Team Signup to Scoreboard

The Scoreboard for the Preview Test is here.. You can submit up to 10 scorecards to this scoreboard. Also, the Preview test set UUID,class labels are now found in the results folder of this repository. The results folder also contains some code that you can use to score your own scorecard. (This means you can submit a perfect score to the Preview scoreboard -- but please don't do this. Your score will be deleted.)

The Scoreboard for the Final Test is here.. You can submit only one scorecard to this scoreboard. The UUID,class labels for the final test set will not be published and you can use this as a final test of your model.

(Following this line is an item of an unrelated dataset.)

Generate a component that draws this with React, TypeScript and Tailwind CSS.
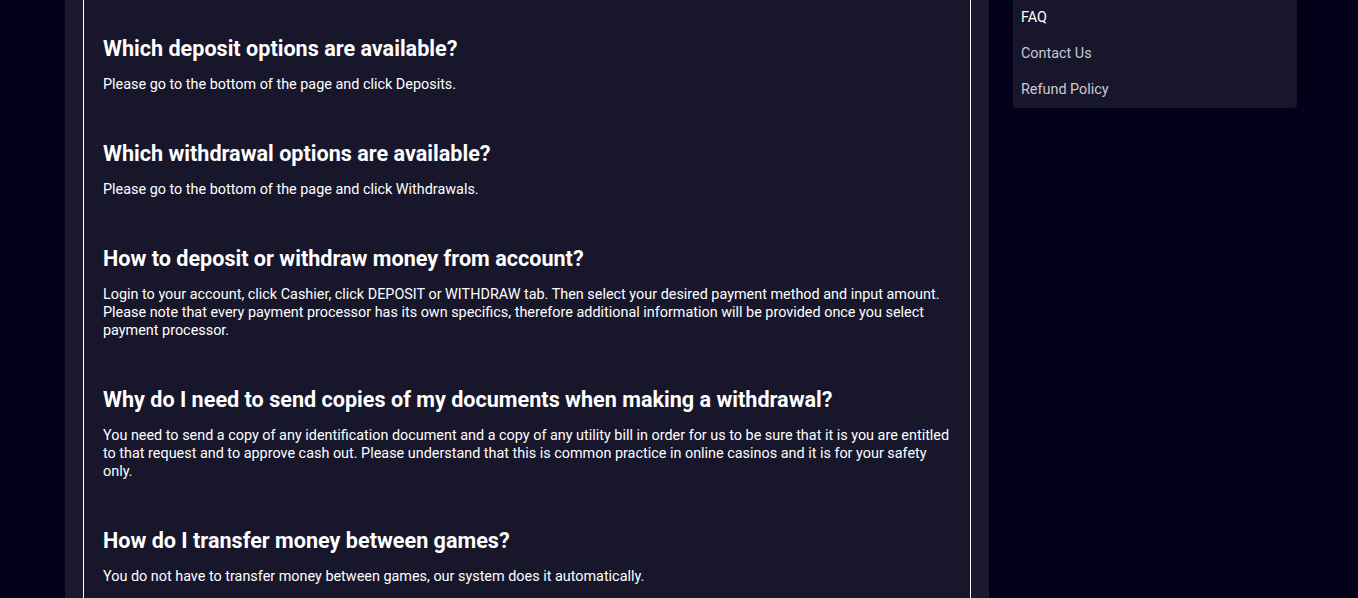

Please read this walkthrough to sign up for the Scoreboard system, form your team, and submit an example result. An example scorecard is found below.

Example Scorecard for Preview Testset and Scoreboard

The scores in this example file are random values between 0 and 1. Typically, your scores will be your classification model's estimate of probability for each class. (As such, they would sum to 1.0. However, to be sure, the Log-loss calculator in our Scoreboard will normalize your score to ensure the values sum to 1.0.)

Example Preview Test Set Scorecard

With this scorecard, you should get the exact same values as "TeamRandom" that is currently on the Preview Scoreboard.

Measured by Logistical Loss

In this contest we are using the Log-Loss function as a measure of your model's performance.

Retrieving your CSV File from IBM DSX

If you are running your analysis on IBM DSX (IBM Apache Spark), you'll need to get your .csv file to a local machine in order to submit your results to the Scoreboard.

One way is to move your .csv file to your Object Storage account that is provided in DSX. This tutorial shows you the basic steps to move data to and from your Object Storage instance.

Then, from DSX (or Bluemix), navigate to your Object Storage container and you can download the file to your local machine with a click.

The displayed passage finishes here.